There are two implications:
-Anecdotal evidence should, usually, be the precursor of the collection of (objective) data. An anecdote is not valid data but is a form of information, encouraging an hypothesis.
-Objective data can prove an hypothesis untrue whereas an anecdote cannot. However, the data must be verified before it can be considered useful.
Simplistically then, valid evidence can be considered as a combination of anecdotal and verified (objective) data.
Against this, a supposition (http://www.socialresearchmethods.net/kb/dedind.php) is an assumption and, therefore, risks being more creative than factual.
Reality can be flippantly defined as that which, 'when you stop believing in it, doesn't go away'. (Philip K. Dick; "How to Build a Universe That Doesn't Fall Apart Two Days Later", 1978 US science fiction author (1928 - 1982)) .
Convictions seem to be often based upon belief rather than reality.
Coincidence is the occurrence of an event in conjunction with another event.

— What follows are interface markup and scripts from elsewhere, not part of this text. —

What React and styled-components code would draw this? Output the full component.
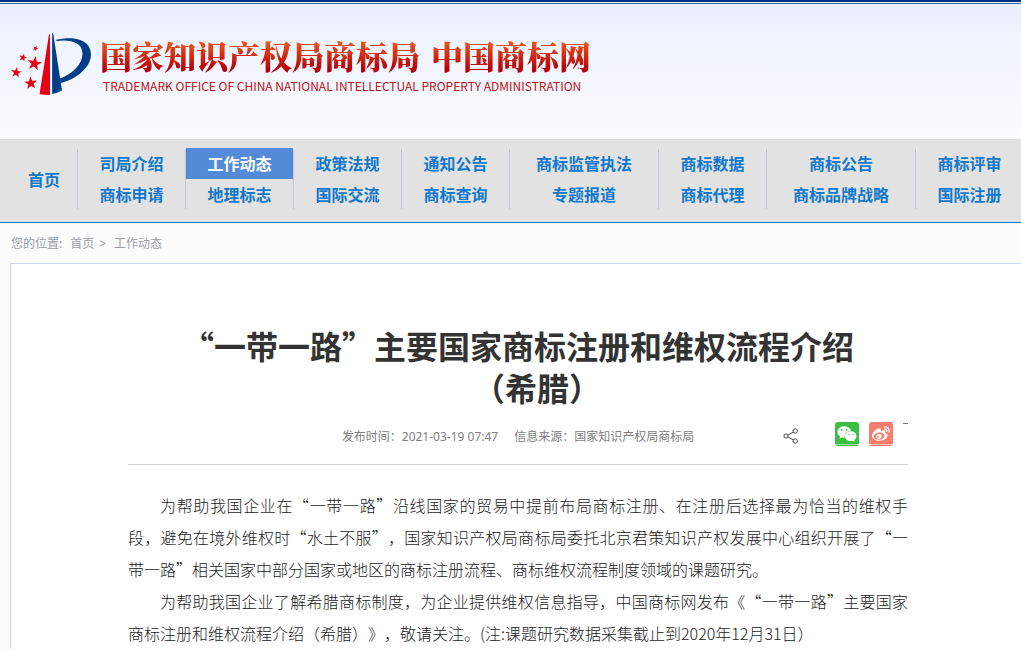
import styled, { createGlobalStyle } from "styled-components";
import { FaWeixin, FaWeibo } from "react-icons/fa";

const GlobalStyle = createGlobalStyle`
  body {
    margin: 0;
    background-color: #fcfcfc;
    font-family: "Noto Sans", "Noto Sans CJK SC", sans-serif;
    font-size: 12px;
    color: #333;
    text-spacing-trim: space-all;
    overflow-x: hidden;
  }
  a {
    color: inherit;
    text-decoration: none;
  }
`;

const TopLine = styled.div`
  height: 2px;
  border-bottom: 1px solid #fff;
  background-color: #04307c;
`;

const Banner = styled.header`
  display: flex;
  align-items: flex-start;
  gap: 8px;
  height: 136px;
  padding: 28px 0 0 10px;
  box-sizing: border-box;
  border-top: 1px solid #3a61a4;
  background: linear-gradient(#e9effc, #fdfdff);
`;

const Emblem = styled.svg`
  width: 82px;
  height: 64px;
  flex-shrink: 0;
`;

const BannerText = styled.div`
  padding-top: 5px;
`;

const SiteName = styled.h1`
  display: flex;
  gap: 11px;
  margin: 0;
  font-family: "Noto Serif CJK SC", "Noto Sans CJK SC", serif;
  font-size: 32px;
  font-weight: 900;
  line-height: 36px;
  white-space: nowrap;
  color: transparent;
  background: linear-gradient(#ee5a1c 10%, #b5000c 90%);
  background-clip: text;
`;

const SiteNameEn = styled.p`
  margin: 0;
  padding: 4px 0 0 3px;
  font-family: "Noto Sans CJK SC", "Liberation Sans", sans-serif;
  font-size: 12px;
  line-height: 18px;
  white-space: nowrap;
  color: #bd1016;
`;

const Nav = styled.nav`
  display: flex;
  align-items: center;
  height: 83px;
  border-bottom: 1px solid #1379c8;
  background-color: #e2e2e2;
  overflow: hidden;
`;

const NavGroup = styled.div`
  display: flex;
  flex-direction: column;
  flex-shrink: 0;
  width: ${props => props.$width}px;
  margin-bottom: 3px;
`;

const NavDivider = styled.span`
  flex-shrink: 0;
  width: 1px;
  height: 60px;
  margin-bottom: 3px;
  background-color: #c5c5d6;
`;

const NavLink = styled.a`
  font-family: "Noto Sans CJK SC", sans-serif;
  font-size: 16px;
  font-weight: 700;
  line-height: 31px;
  text-align: center;
  && {
    color: ${props => props.$active ? "#fff" : "#1279cc"};
  }
  background-color: ${props => props.$active ? "#548bd9" : "transparent"};
`;

const HomeLink = styled(NavLink)`
  padding-left: 11px;
  line-height: 30px;
`;

const Breadcrumb = styled.div`
  display: flex;
  gap: 8px;
  padding: 2px 11px 0;
  line-height: 38px;
  color: #999ea6;
`;

const Crumbs = styled.span`
  display: flex;
  gap: 5px;
  a:last-child {
    margin-left: 3px;
  }
`;

const Panel = styled.main`
  margin-left: 10px;
  padding: 60px 113px 0 117px;
  border: solid #cdd8e9;
  border-width: 1px 0 0 1px;
  background-color: #fff;
`;

const Title = styled.h2`
  margin: 0;
  font-family: "Noto Sans CJK SC", sans-serif;
  font-size: 32px;
  font-weight: 700;
  line-height: 42px;
  text-align: center;
`;

const Country = styled.span`
  display: block;
  padding-left: 38px;
`;

const Meta = styled.div`
  display: grid;
  grid-template-columns: 1fr auto 1fr;
  align-items: center;
  padding: 14px 0 18px;
  border-bottom: 1px solid #d3d3d3;
  color: #808080;
`;

const MetaText = styled.p`
  display: flex;
  gap: 16px;
  grid-column: 2;
  margin: 0;
  padding-top: 6px;
  line-height: 18px;
`;

const Share = styled.div`
  display: flex;
  align-items: center;
  justify-content: flex-end;
  gap: 10px;
`;

const ShareIcon = styled.svg`
  width: 16px;
  height: 16px;
  margin-right: 26px;
  padding-top: 4px;
`;

const ShareButton = styled.button`
  display: flex;
  align-items: center;
  justify-content: center;
  width: 24px;
  height: 24px;
  padding: 0;
  border: none;
  border-radius: 3px;
  color: #fff;
  background: linear-gradient(transparent 22px, rgba(255, 255, 255, 0.5) 22px 23px, transparent 23px) ${props => props.$color};
  cursor: pointer;
`;

const Dash = styled.span`
  align-self: flex-start;
  width: 5px;
  height: 1px;
  margin-top: 1px;
  background-color: #777;
`;

const Content = styled.article`
  padding-top: 24px;
  font-family: "Noto Sans CJK SC", sans-serif;
  font-size: 16px;
  font-weight: 300;
  line-height: 32px;
  text-align: justify;
  color: #1c1c1c;
  p {
    margin: 0;
    text-indent: 32px;
  }
`;

const menu = [
  { width: 107, links: ["司局介绍", "商标申请"] },
  { width: 107, links: ["工作动态", "地理标志"] },
  { width: 107, links: ["政策法规", "国际交流"] },
  { width: 107, links: ["通知公告", "商标查询"] },
  { width: 148, links: ["商标监管执法", "专题报道"] },
  { width: 107, links: ["商标数据", "商标代理"] },
  { width: 148, links: ["商标公告", "商标品牌战略"] },
  { width: 107, links: ["商标评审", "国际注册"] },
];

const stars = [
  { x: 34.5, y: 63.5, r: 7.6, turn: 10 },
  { x: 30.8, y: 83.2, r: 6.8, turn: -5 },
  { x: 16.2, y: 72.5, r: 5.6, turn: 8 },
  { x: 23, y: 57.6, r: 4.2, turn: 15 },
  { x: 35.5, y: 48.4, r: 2.8, turn: 25 },
];

function starPoints({ x, y, r, turn }) {
  return Array.from({ length: 10 }, (_, i) => {
    const a = ((i * 36 - 90 + turn) * Math.PI) / 180;
    const d = i % 2 ? r * 0.4 : r;
    return `${(x + d * Math.cos(a)).toFixed(2)},${(y + d * Math.sin(a)).toFixed(2)}`;
  }).join(" ");
}

function Logo() {
  return (
    <Emblem viewBox="10 32 82 64" aria-hidden="true">
      {stars.map(star => <polygon key={star.x} points={starPoints(star)} fill="#e60012"/>)}
      <path d="M49 34.5L50 34V95Q44 95 39.5 94.3Z" fill="#e60012"/>
      <path d="M52.1 33.2L53.2 33.5L62 90.5Q57.5 93 52.1 94Z" fill="#003f88"/>
      <path d="M56 39.8C74 35.5 91 39.5 91 54.5C91 67.5 76 79.5 60.5 83L60 78.6C73 73.5 82.5 64 82.5 53.5C82.5 42 70 39.2 56.5 41Z" fill="#003f88"/>
    </Emblem>
  );
}

export default function App() {
  return (
    <div lang="zh-CN">
      <GlobalStyle/>
      <TopLine/>
      <Banner>
        <Logo/>
        <BannerText>
          <SiteName><span>国家知识产权局商标局</span><span>中国商标网</span></SiteName>
          <SiteNameEn>TRADEMARK OFFICE OF CHINA NATIONAL INTELLECTUAL PROPERTY ADMINISTRATION</SiteNameEn>
        </BannerText>
      </Banner>
      <Nav>
        <NavGroup $width={77}>
          <HomeLink href="#">首页</HomeLink>
        </NavGroup>
        {menu.map(({ width, links }) => [
          <NavDivider key={links[0] + "-line"}/>,
          <NavGroup key={links[0]} $width={width}>
            {links.map(text => (
              <NavLink key={text} href="#" $active={text === "工作动态"}>{text}</NavLink>
            ))}
          </NavGroup>
        ])}
      </Nav>
      <Breadcrumb>
        <span>您的位置:</span>
        <Crumbs>
          <a href="#">首页</a>
          <span>&gt;</span>
          <a href="#">工作动态</a>
        </Crumbs>
      </Breadcrumb>
      <Panel>
        <Title>
          “一带一路”主要国家商标注册和维权流程介绍
          <Country>（希腊）</Country>
        </Title>
        <Meta>
          <MetaText>
            <span>发布时间：2021-03-19 07:47</span>
            <span>信息来源：国家知识产权局商标局</span>
          </MetaText>
          <Share>
            <ShareIcon viewBox="0 0 16 16" fill="none" stroke="#444" strokeWidth="1">
              <circle cx="3" cy="8" r="2.1"/>
              <circle cx="12.2" cy="3" r="2.2"/>
              <circle cx="12.2" cy="13" r="2.2"/>
              <path d="M5 7L10.2 4.2M5 9L10.2 11.8"/>
            </ShareIcon>
            <ShareButton $color="#3bbf42" aria-label="微信"><FaWeixin size={20}/></ShareButton>
            <ShareButton $color="#f77c6c" aria-label="微博"><FaWeibo size={18}/></ShareButton>
            <Dash/>
          </Share>
        </Meta>
        <Content>
          <p>为帮助我国企业在“一带一路”沿线国家的贸易中提前布局商标注册、在注册后选择最为恰当的维权手段，避免在境外维权时“水土不服”，国家知识产权局商标局委托北京君策知识产权发展中心组织开展了“一带一路”相关国家中部分国家或地区的商标注册流程、商标维权流程制度领域的课题研究。</p>
          <p>为帮助我国企业了解希腊商标制度，为企业提供维权信息指导，中国商标网发布《“一带一路”主要国家商标注册和维权流程介绍（希腊）》，敬请关注。(注:课题研究数据采集截止到2020年12月31日）</p>
        </Content>
      </Panel>
    </div>
  );
}
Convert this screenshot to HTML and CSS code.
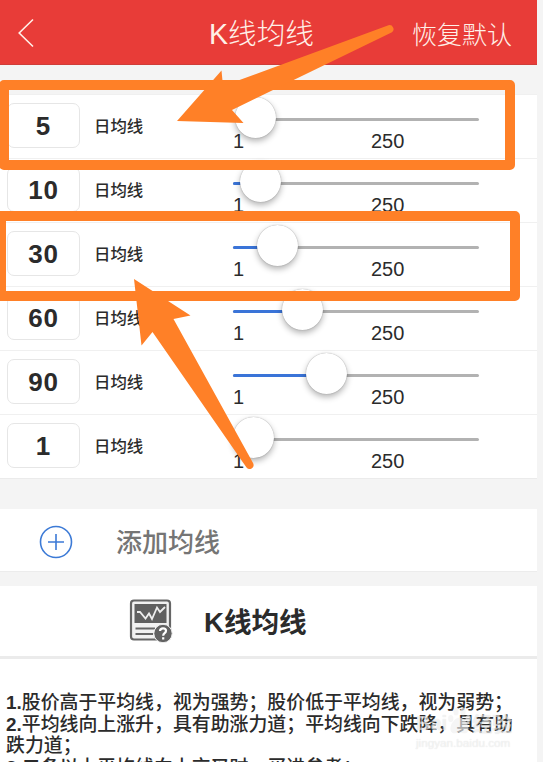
FILE: index.html
```html
<!DOCTYPE html>
<html lang="zh-CN">

<head>
  <meta charset="UTF-8">
  <meta name="viewport" content="width=device-width, initial-scale=1.0">
  <title>K线均线</title>
  <link rel="stylesheet" href="styles.css">
</head>

<body>

  <div class="screen">
    <header class="navbar">
      <svg class="back" viewBox="0 0 16 30" width="16" height="30">
        <path d="M15 1.5 L1.2 15 L15 28.5" />
      </svg>
      <h1>K线均线</h1>
      <span class="reset">恢复默认</span>
    </header>

    <!-- Moving average rows -->
    <div class="ma-list">
      <div class="ma-row">
        <div class="ma-input">5</div>
        <span class="ma-label">日均线</span>
        <div class="slider">
          <div class="track"><div class="fill" style="width: 0"></div><div class="thumb" style="left: 22.5px"></div></div>
          <div class="range"><span>1</span><span>250</span></div>
        </div>
      </div>
      <div class="ma-row">
        <div class="ma-input">10</div>
        <span class="ma-label">日均线</span>
        <div class="slider">
          <div class="track"><div class="fill" style="width: 27px"></div><div class="thumb" style="left: 27px"></div></div>
          <div class="range"><span>1</span><span>250</span></div>
        </div>
      </div>
      <div class="ma-row">
        <div class="ma-input">30</div>
        <span class="ma-label">日均线</span>
        <div class="slider">
          <div class="track"><div class="fill" style="width: 44px"></div><div class="thumb" style="left: 44px"></div></div>
          <div class="range"><span>1</span><span>250</span></div>
        </div>
      </div>
      <div class="ma-row">
        <div class="ma-input">60</div>
        <span class="ma-label">日均线</span>
        <div class="slider">
          <div class="track"><div class="fill" style="width: 69px"></div><div class="thumb" style="left: 69px"></div></div>
          <div class="range"><span>1</span><span>250</span></div>
        </div>
      </div>
      <div class="ma-row">
        <div class="ma-input">90</div>
        <span class="ma-label">日均线</span>
        <div class="slider">
          <div class="track"><div class="fill" style="width: 93.5px"></div><div class="thumb" style="left: 93.5px"></div></div>
          <div class="range"><span>1</span><span>250</span></div>
        </div>
      </div>
      <div class="ma-row">
        <div class="ma-input">1</div>
        <span class="ma-label">日均线</span>
        <div class="slider">
          <div class="track"><div class="fill" style="width: 0"></div><div class="thumb" style="left: 20px"></div></div>
          <div class="range"><span>1</span><span>250</span></div>
        </div>
      </div>
    </div>

    <div class="add-row">
      <svg viewBox="0 0 34 34" width="34" height="34">
        <circle cx="17" cy="17" r="15.5" />
        <path d="M9 17 H25 M17 9 V25" />
      </svg>
      <span>添加均线</span>
    </div>

    <!-- Help section -->
    <div class="help-title">
      <svg viewBox="0 0 44 44" width="44" height="44">
        <rect x="2" y="1.5" width="39" height="39" rx="3" fill="#f1f1f1" stroke="#666" stroke-width="2.2" />
        <rect x="5.5" y="5" width="32" height="19" fill="#606060" />
        <path d="M8 13 L11 13 L16.500 19.500 L20 14.500 L23 20 L28 8.500 L31 13 L36 8" fill="none" stroke="#eee" stroke-width="1.8" />
        <path d="M6.500 29.500 H26 M6.500 35 H24" stroke="#666" stroke-width="1.8" />
        <circle cx="34" cy="34.500" r="9.200" fill="#626262" stroke="#f1f1f1" stroke-width="1" />
        <path d="M31 32 Q31.200 29.300 34 29.300 Q37 29.300 37 31.800 Q37 33.300 35.500 34.200 Q34.200 35 34.200 36.800 M34.200 38.300 V40.500" fill="none" stroke="#fff" stroke-width="2.200" />
      </svg>
      <h2>K线均线</h2>
    </div>
    <div class="help-text">
      <p><b>1.</b>股价高于平均线，视为强势；股价低于平均线，视为弱势；</p>
      <p><b>2.</b>平均线向上涨升，具有助涨力道；平均线向下跌降，具有助</p>
      <p>跌力道；</p>
      <p><b>3.</b>二条以上平均线向上交叉时，买进参考；</p>
    </div>
  </div>

  <!-- Highlight boxes and arrows over the list -->
  <svg class="marks" viewBox="0 0 543 762" width="543" height="762">
    <rect x="4" y="85" width="506" height="80" />
    <rect x="1" y="216" width="514" height="80" />
    <path d="M177 121 L221.5 70.5 L223 86 L388.5 25.3 A4 4 0 0 1 392 32.3 L232 110 L243.5 123 Z" />
    <path d="M134 279 L190.5 315.5 L173.5 319 L253.3 463.5 A4 4 0 0 1 246.5 467.5 L152.5 332 L141.5 345.5 Z" />
  </svg>

  <div class="watermark">
    <div class="brand">
      <span>Bai</span>
      <svg viewBox="0 0 28 32" width="25" height="28">
        <ellipse cx="4" cy="13" rx="3" ry="4" />
        <ellipse cx="10" cy="5" rx="3" ry="4.5" />
        <ellipse cx="18" cy="5" rx="3" ry="4.5" />
        <ellipse cx="24" cy="13" rx="3" ry="4" />
        <path d="M14 12 C20 12 26 22 24 27 C22 32 17 29 14 29 C11 29 6 32 4 27 C2 22 8 12 14 12 Z" />
      </svg>
      <span>经验</span>
    </div>
    <div class="site">jingyan.baidu.com</div>
  </div>

</body>

</html>
```

FILE: styles.css
```css
body {
  margin: 0;
  height: 762px;
  overflow: hidden;
  position: relative;
  background-color: #f4f4f4;
  font-family: "Liberation Sans", "Noto Sans CJK SC", sans-serif;
  color: #2b2b2b;
}

.screen {
  width: 537px;
}

.navbar {
  display: flex;
  align-items: center;
  height: 65px;
  box-sizing: border-box;
  padding: 1px 25px 0 18px;
  background-color: #e83c38;
  border-bottom: 1px solid #cf3d39;
  color: #fff0e8;
  margin-bottom: 29px;
}

.back path {
  fill: none;
  stroke: #fff0e8;
  stroke-width: 1.6;
}

.navbar h1 {
  flex: 1;
  margin: 0 0 2px 175px;
  font-size: 28.6px;
  font-weight: 300;
  white-space: nowrap;
}

.reset {
  font-size: 25px;
  font-weight: 300;
}

.ma-list {
  background-color: #fff;
  border-bottom: 1px solid #ebebeb;
}

.ma-row {
  display: flex;
  height: 64px;
  box-sizing: border-box;
  border-top: 1px solid #f0f0f0;
  padding-left: 7px;
}

.ma-input {
  width: 73px;
  height: 45px;
  box-sizing: border-box;
  margin-top: 8px;
  border: 1px solid #e6e6e6;
  border-radius: 7px;
  font-size: 26px;
  font-weight: bold;
  letter-spacing: 0.8px;
  line-height: 44px;
  text-align: center;
}

.ma-label {
  width: 139px;
  margin-left: 14px;
  font-size: 16.4px;
  font-weight: 500;
  line-height: 63px;
}

.slider {
  width: 246px;
  padding-top: 23px;
}

.track {
  position: relative;
  height: 3px;
  border-radius: 2px;
  background-color: #b2b2b2;
}

.fill {
  height: 3px;
  border-radius: 2px;
  background-color: #3a74d8;
}

.thumb {
  position: absolute;
  top: -21.5px;
  width: 41px;
  height: 41px;
  margin-left: -20.5px;
  border-radius: 50%;
  background-color: #fff;
  box-shadow: 0 0 1px rgba(0, 0, 0, 0.4), 0 3px 6px rgba(0, 0, 0, 0.3);
}

.range {
  display: flex;
  position: relative;
  font-size: 20px;
  line-height: 23px;
  margin-top: 9px;
}

.range span:first-child {
  width: 138px;
}

.add-row {
  display: flex;
  align-items: center;
  height: 62px;
  margin-top: 30px;
  padding-left: 39px;
  background-color: #fff;
  font-size: 26px;
  font-weight: 500;
  color: #757575;
  border-bottom: 1px solid #ececec;
}

.add-row svg {
  margin-right: 43px;
  margin-top: 4px;
  fill: none;
  stroke: #3c7ad6;
  stroke-width: 1.6;
}

.help-title {
  display: flex;
  align-items: center;
  height: 70px;
  margin-top: 14px;
  padding-left: 129px;
  background-color: #fff;
  border-bottom: 3px solid #ebebeb;
}

.help-title h2 {
  margin: 0 0 3px 31px;
  font-size: 27.6px;
  font-weight: bold;
}

.help-text {
  height: 103px;
  box-sizing: border-box;
  overflow: hidden;
  padding: 33px 0 0 6px;
  background-color: #fff;
}

.help-text p {
  margin: 0;
  font-size: 18.9px;
  font-weight: 500;
  line-height: 21.7px;
  white-space: nowrap;
}

.marks {
  position: absolute;
  top: 0;
  left: 0;
}

.marks rect {
  fill: none;
  stroke: #ff8027;
  stroke-width: 10;
  stroke-linejoin: round;
}

.marks path {
  fill: #ff8027;
}

.watermark {
  position: absolute;
  left: 416px;
  top: 709px;
  width: 100px;
  color: rgba(255, 255, 255, 0.6);
  text-shadow: 0 0 1px rgba(0, 0, 0, 0.15);
}

.brand {
  display: flex;
  align-items: center;
  height: 28px;
  font-size: 20px;
  font-weight: bold;
  white-space: nowrap;
}

.brand svg {
  flex: none;
  margin-top: -5px;
  fill: rgba(240, 240, 240, 0.65);
}

.site {
  font-size: 11.7px;
  line-height: 12px;
}
```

As such, a coincidence occurs when something unexpected happens but not under a defined relationship.
Much of my work on Reverse Engineering seems to be based upon coincidences and it does appear that there is a point where coincidences complement each other.
Whilst this appears to create a semblance of credibility, it does not constitute proof.
In 'The Grand Design' (Hawkins and Mlodninov; 'The Grand Design'), the 'form' of a typical hypothesis, as defined through the use of a model, is discussed in order to describe, define and predict events. The properties of a good model are listed as:
- It is elegant,
- It contains few arbitrary or adjustable elements,
- It agrees with and explains all existing observations,
- It makes detailed predictions about future observations that can disprove or falsify the model if not borne out.
The approach becomes almost experimentally scientific, coming down to documenting a series of hypotheses and continuing the development in a controlled manner such that the current cathedral is developed, or the series of hypotheses is disproved.